Avec Le participe passé, il semblerait que vous soyez revenu à la parfumerie de vos débuts, avec des notes très résineuses, très boisées.
J’ai choisi une matière première, le baume de sapin et j’ai demandé à ce que l’on ne la touche pas. Bien sûr, il y a des ajouts et des restrictions, mais j’adore ces notes de résine, de bois, tout ce qui est épais, qui apporte une épaisseur de vie. C’est un confort. J’aime bien les fleurs aussi, mais c’est tout autre chose. Si j’avais pu aller plus loin, je n’aurais mis que du baume de sapin et m’en serais tenu à l’impression de cette odeur.
Y a-t-il des senteurs qui vous résistent ?
Il y ces arbustes au fond du jardin qui s’appellent ici mesk-ellil, « la dame de la nuit ». Leurs fleurs ont une odeur extraordinaire qui se répand partout avec une force, une beauté ! Cette puissance parfumée, comment fait-on pour la mettre en flacon ? Je n’y suis jamais arrivé. C’est un mystère. Il manque des éléments dans la parfumerie, surtout des éléments diffusants.
Quand on lit à la suite tous les noms de vos parfums trois voies principales se dessinent : l’amour, la mort (symbolique) et le divin… La parfumerie serait-elle une forme d’alchimie dont l’objet serait de transformer votre vie ?
Pas de la transformer, non, mais de la comprendre. Savoir ce qu’elle veut dire. J’avance avec elle et j’ai besoin de l’inscrire, pour moi-même. Je ne pensais jamais que cette parfumerie aurait le succès qu’elle a eu. Ce n’est pas un succès planétaire, mais cela a correspondu à quelque chose. Pouvoir faire quelque chose qui est compris, cela vous tire de l’isolement.
En créant les Eaux de Politesse, était-ce votre manière de passer à l’étape de l’œuvre au blanc?

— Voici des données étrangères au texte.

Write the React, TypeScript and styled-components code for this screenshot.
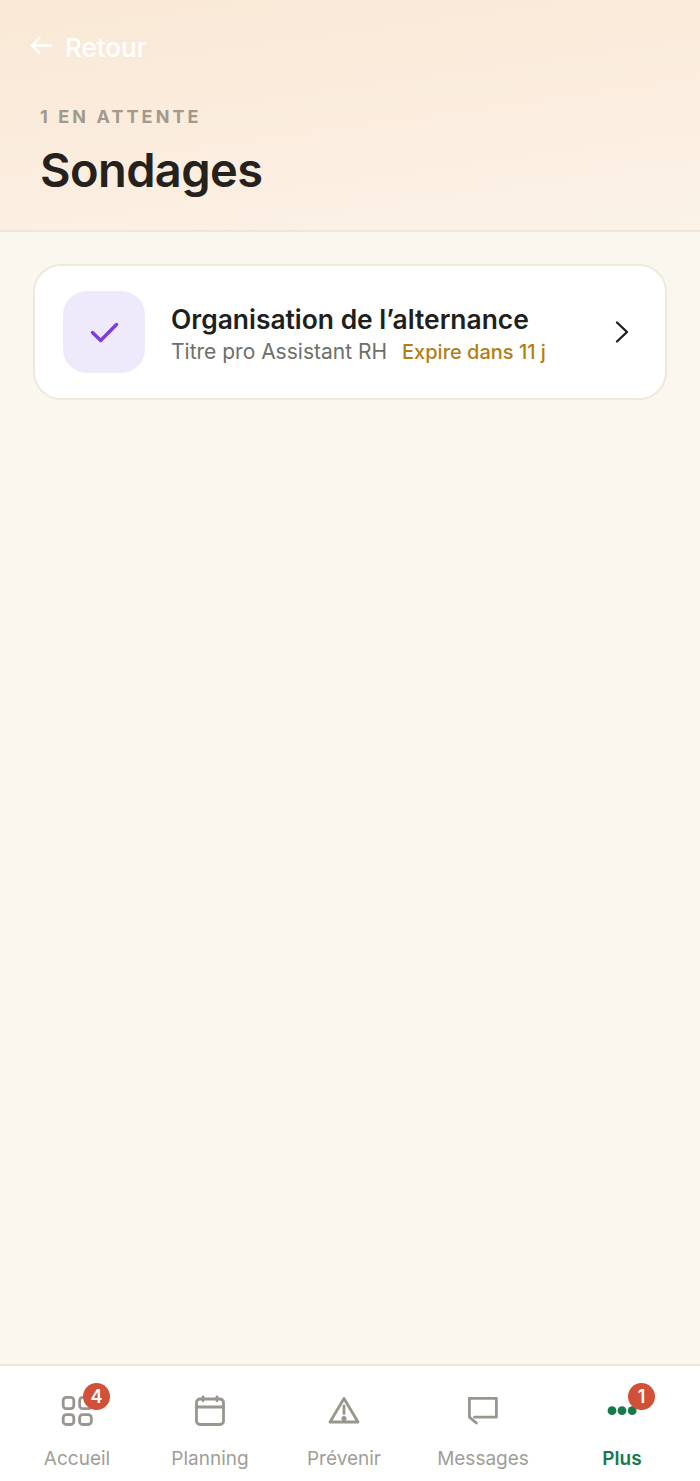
import React from 'react';
import styled, { createGlobalStyle } from 'styled-components';

const GlobalStyle = createGlobalStyle`
  html, body {
    margin: 0;
    padding: 0;
    background: #faf7ef;
  }
  * {
    box-sizing: border-box;
  }
`;

const BackArrow = () => (
  <svg width="24" height="24" viewBox="0 0 24 24" fill="none" stroke="#fff" strokeWidth="2.4" strokeLinecap="round" strokeLinejoin="round">
    <path d="M22 10.5H3" />
    <path d="M10.5 3 3 10.5l7.5 7.5" />
  </svg>
);

const CheckIcon = () => (
  <svg width="32" height="26" viewBox="0 0 32 26" fill="none" stroke="#7c3bdf" strokeWidth="3.4" strokeLinecap="round" strokeLinejoin="round">
    <path d="M4.5 13.5 12.7 21.5 28.5 5.5" />
  </svg>
);

const ChevronIcon = () => (
  <svg width="16" height="24" viewBox="0 0 16 24" fill="none" stroke="#1f1f1f" strokeWidth="2.4" strokeLinecap="round" strokeLinejoin="round">
    <path d="M3 2.5 13 12 3 21.5" />
  </svg>
);

const GridIcon = () => (
  <svg width="34" height="34" viewBox="0 0 34 34" fill="none" stroke="#98968d" strokeWidth="2.8">
    <rect x="3.2" y="2.4" width="10.6" height="11.2" rx="3" />
    <rect x="19.6" y="2.4" width="11.7" height="11.2" rx="3" />
    <rect x="3.2" y="19.7" width="10.6" height="9.8" rx="3" />
    <rect x="19.6" y="19.7" width="11.7" height="9.8" rx="3" />
  </svg>
);

const CalendarIcon = () => (
  <svg width="34" height="34" viewBox="0 0 34 34" fill="none" stroke="#98968d" strokeWidth="2.8" strokeLinecap="round">
    <rect x="3.5" y="4" width="27" height="25.5" rx="3.5" />
    <path d="M3.5 12h27" />
    <path d="M10 1.8v4" />
    <path d="M24 1.8v4" />
  </svg>
);

const WarningIcon = () => (
  <svg width="34" height="34" viewBox="0 0 34 34" fill="none" stroke="#98968d" strokeWidth="2.8" strokeLinejoin="round" strokeLinecap="round">
    <path d="M17 3.5 3 27h28z" />
    <path d="M17 11v7.5" />
    <circle cx="17" cy="23.5" r="1.2" fill="#98968d" />
  </svg>
);

const MessageIcon = () => (
  <svg width="34" height="34" viewBox="0 0 34 34" fill="none" stroke="#98968d" strokeWidth="2.8" strokeLinejoin="round" strokeLinecap="round">
    <path d="M3.4 3.4h27v18.8H8.5" />
    <path d="M3.4 3.4v18.8l7 5.8" />
  </svg>
);

const DotsIcon = () => (
  <svg width="34" height="34" viewBox="0 0 34 34" fill="#177a4a">
    <circle cx="7" cy="15.7" r="4.4" />
    <circle cx="17" cy="15.7" r="4.4" />
    <circle cx="27.2" cy="15.7" r="4.4" />
  </svg>
);

const tabs = [
  { label: 'Accueil', icon: <GridIcon />, badge: '4' },
  { label: 'Planning', icon: <CalendarIcon /> },
  { label: 'Prévenir', icon: <WarningIcon /> },
  { label: 'Messages', icon: <MessageIcon /> },
  { label: 'Plus', icon: <DotsIcon />, badge: '1', active: true },
];

const App = () => {
  return (
    <Page>
      <GlobalStyle />
      <Header>
        <BackLink>
          <BackArrow />
          <span>Retour</span>
        </BackLink>
        <Eyebrow>1 EN ATTENTE</Eyebrow>
        <Title>Sondages</Title>
      </Header>
      <Content>
        <Card>
          <IconBox>
            <CheckIcon />
          </IconBox>
          <CardText>
            <CardTitle>Organisation de l’alternance</CardTitle>
            <CardMeta>
              <span>Titre pro Assistant RH</span>
              <Expiry>Expire dans 11 j</Expiry>
            </CardMeta>
          </CardText>
          <ChevronIcon />
        </Card>
      </Content>
      <TabBar>
        {tabs.map((tab) => (
          <Tab key={tab.label}>
            <TabIcon>
              {tab.icon}
              {tab.badge && <Badge>{tab.badge}</Badge>}
            </TabIcon>
            <TabLabel $active={tab.active}>{tab.label}</TabLabel>
          </Tab>
        ))}
      </TabBar>
    </Page>
  );
};

export default App;

const Page = styled.div`
  width: 700px;
  height: 1481px;
  display: flex;
  flex-direction: column;
  background: #faf7ef;
  font-family: Inter, 'Noto Sans', sans-serif;
  overflow: hidden;
`;

const Header = styled.header`
  height: 232px;
  padding: 31px 40px 0;
  background: linear-gradient(172deg, #f9e8d5 0%, #fbeddf 55%, #fbf3e8 100%);
  border-bottom: 2px solid #ece7dc;
`;

const BackLink = styled.div`
  display: flex;
  align-items: center;
  gap: 12px;
  margin-left: -11px;
  height: 32px;
  color: #fff;
  font-size: 26px;
  font-weight: 500;
`;

const Eyebrow = styled.div`
  margin-top: 42px;
  height: 24px;
  line-height: 24px;
  font-size: 18px;
  font-weight: 700;
  letter-spacing: 3.1px;
  color: #a09a8b;
`;

const Title = styled.h1`
  margin: 13px 0 0;
  font-size: 47px;
  line-height: 56px;
  font-weight: 600;
  letter-spacing: -0.6px;
  color: #25211c;
`;

const Content = styled.main`
  flex: 1;
  padding: 32px 33px 0;
`;

const Card = styled.div`
  height: 136px;
  display: flex;
  align-items: center;
  padding: 0 35px 0 28px;
  background: #fff;
  border: 2px solid #efe9dd;
  border-radius: 28px;
`;

const IconBox = styled.div`
  width: 82px;
  height: 82px;
  flex: none;
  display: flex;
  align-items: center;
  justify-content: center;
  border-radius: 24px;
  background: #efe9fc;
`;

const CardText = styled.div`
  flex: 1;
  margin-left: 26px;
  padding-top: 5px;
`;

const CardTitle = styled.div`
  font-size: 26.4px;
  line-height: 34px;
  font-weight: 600;
  color: #201f1d;
`;

const CardMeta = styled.div`
  display: flex;
  gap: 15px;
  margin-top: 1px;
  font-size: 21px;
  line-height: 30px;
  color: #6f6e69;
`;

const Expiry = styled.span`
  font-size: 20px;
  font-weight: 500;
  color: #b27e12;
`;

const TabBar = styled.nav`
  height: 117px;
  display: grid;
  grid-template-columns: 134px 132px 136px 142px 136px;
  padding: 0 10px;
  background: #fff;
  border-top: 2px solid #ece7dc;
`;

const Tab = styled.div`
  display: flex;
  flex-direction: column;
  align-items: center;
  padding-top: 29px;
`;

const TabIcon = styled.div`
  position: relative;
  width: 34px;
  height: 34px;
`;

const Badge = styled.span`
  position: absolute;
  top: -12px;
  left: 23px;
  width: 27px;
  height: 27px;
  display: flex;
  align-items: center;
  justify-content: center;
  border-radius: 50%;
  background: #d24f38;
  color: #fff;
  font-size: 18px;
  font-weight: 600;
`;

const TabLabel = styled.span<{ $active?: boolean }>`
  margin-top: 17px;
  font-size: 19px;
  line-height: 26px;
  font-weight: ${(p) => (p.$active ? 600 : 400)};
  color: ${(p) => (p.$active ? '#177a4a' : '#a09e96')};
`;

Non, parce que je dois encore contourner la rue de Tournai, c’est à dire ma peur. Cela suppose encore beaucoup de faux pas. Dans cette rue, il n’y avait que des commerces, des cafés, le soir on entendait la musique derrière les portes vitrées recouvertes de nappes en plastique à fleurs, ce qui créait une espèce de contre-nuit.
« Contre-nuit », quel joli nom pour un parfum !
C’est vrai. Je n’y avait pas pensé. Merci. Mais dans ce cas vous en êtes l’auteur car vous l’avez collé sur le flacon…
* Gustave Flaubert, Correspondance II, 1980, p. 335.